The National Museum of Egyptian Civilization is situated in an area of Cairo not too far from Saladin’s medieval citadel. The citadel itself is fairly large and contains a few museums, among them the Military Museum. Additionally, two large mosques sit on the top of the citadel’s hill, including the Great Mosque of Muhammad Ali Pasha built in the Ottoman-style, similar to that which is seen in Istanbul. Outside the citadel, at the foot of the hill stands the Salah al-Din Square, otherwise known as Citadel Square. The square is flanked by the Mosque-Madrasa of Sultan Hassan, Al-Mahmoudia Mosque and Al-Rifa’i Mosque. The Mosques, although lacking the vibrant colours of Central Asia are vast, they are enormous structures with small details everywhere. I don’t know if it’s a result of the places I have been visiting but Mosques are often the architectural highlights. Although not quite the Pyramids, these mosques are simply spectacular. Just walking around them gives a certain feeling that I can’t quite explain but is great to experience.
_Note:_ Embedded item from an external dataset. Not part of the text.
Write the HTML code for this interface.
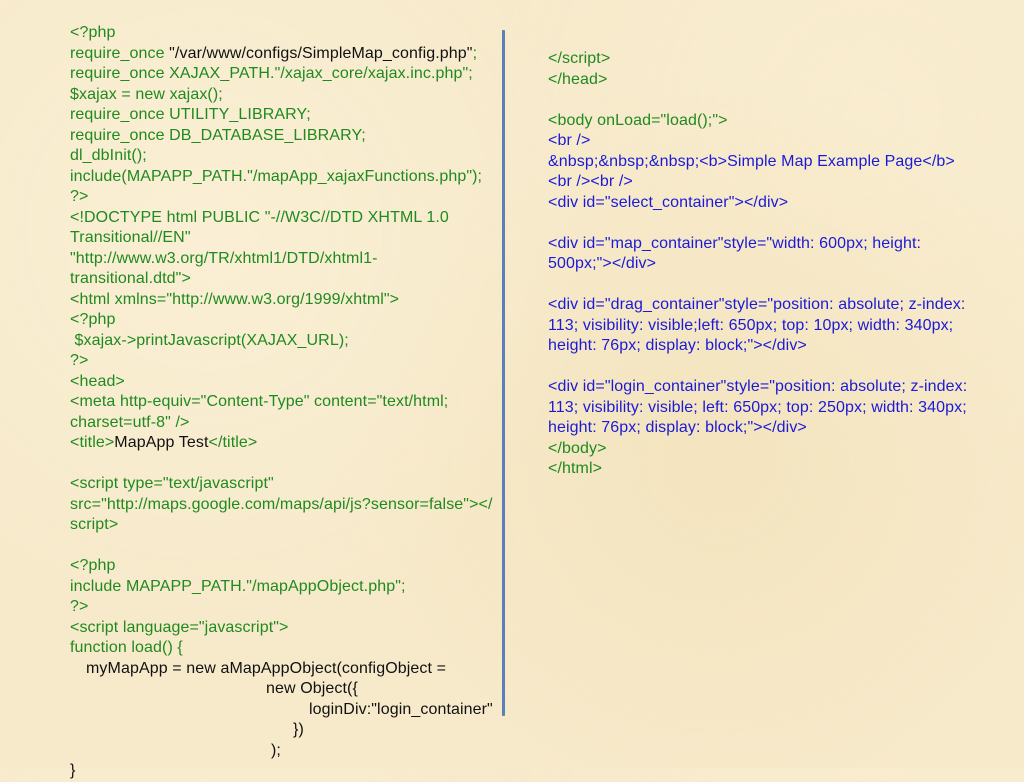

The final place I visited in Cairo was the Coptic Christian Area. Coptic Cairo is home to a number of old Coptic churches, such as the Greek Church of St. George and the famous Hanging Church. The area is also home to the Coptic Museum, adjacent to the ruins of the Roman Babylon Fortress. The museum houses many of the most famous Coptic artworks, and in my opinion, is certainly worth a visit. I can’t say I’ve ever had a desire to see Coptic Christian treasures, nevertheless, this was probably the most positively surprising place I visited in Cairo. The museum itself is excellent, and I wish I could have spent longer there. Additionally, I really enjoyed the area in general. Coptic Cairo, in comparison with the rest of the city, is very calm and quiet. It’s perhaps the only place I was happy and relaxed walking around alone. It’s not only a beautiful area with a complex interesting history, but also in my opinion was the most pleasant area in Cairo to be in.






This, therefore, leads me to what in Cairo I disliked. I’ll try and keep this as brief as I can since I really would recommend people to see many of the attractions the city has to offer. However, the streets of Cairo in the area I stayed, downtown, in and around Tahrir Square are perhaps the most uncomfortable I have ever felt in a city. The constant flow of people trying to sell things to me, or trick me into their shop is frustrating. The number of times people told me to come to their shop “so they could give me their business card” was endless. They also do not go away when I’ve made it clear I do not want to engage nor buy anything, resulting in me feeling like I’ve somehow got various salesmen physically attached to me. This attention just simply made me dread leaving the hostel in which I was staying in, so much so that I ended up ordering food to be delivered, not wanting to leave the hostel.
The culture of bribing and “tipping” was also slightly uncomfortable to me. I’m well aware that different cultures function differently, and in certain scenarios, these small payments would gain tangible advantages. Nevertheless in other scenarios, I felt deeply uncomfortable. The clear expectation of “tips” within Mosques I found a little wrong, however, this does not compete with the airport. When I was leaving Egypt through Cairo International Airport, the man controlling security after I had placed my bags on the scanner put his hand out towards me, already with several US Dollars in, clearly expecting a “tip” before I passed through my scanner. I obliged, as I had done numerous times before in Cairo, however, this incident left me a little perplexed. The fact that this was being done at airport security left me a little uneasy.


Despite its significant flaws, Cairo has a lot to offer. The history of the city is almost unmatched globally in both scale and age. Rarely do I advocate for doing arranged tours, as my name indicates I like to wander around. However, Cairo is simply not the place for this. Find a tour guide, preferably private, who will show you the key sights of the city, explain its history and plant the seed of intrigue. They will drive you around the crazy city streets while you relax, and you will avoid the uncomfortableness of walking around alone, all in all, it will be a much more enjoyable experience.
Accommodation
I stayed at Dahab Hostel, very close to Tahrir Square and the Egyptian Museum. For the price, the hostel has everything you would need as well as a great terrace and lots of cats and kittens. The hostel will also help you organise tours for your stay in Cairo which was greatly appreciated and I really enjoyed. They also arranged airport transfers for me.


Things to Do
Giza Pyramids
A 5000-year-old world wonder and really worth seeing along with the nearby Sphinx.
Sakkara and Dahshur
The non-Giza Pyramids are in my opinion in many ways better. The sites were far less busy and the ability to climb around inside the Pyramids in special.

Coptic Cairo
Probably my favourite area of the city. Calming and beautiful. Simply different from everything else Cairo has to offer.
The Egyptian Museum
Simply a treasure trove of Egypt’s history.
Salah al-Din Square
The vast, beautiful mosques are a site to behold and definitely worth a visit. The details, particularly on the minarets are incredible.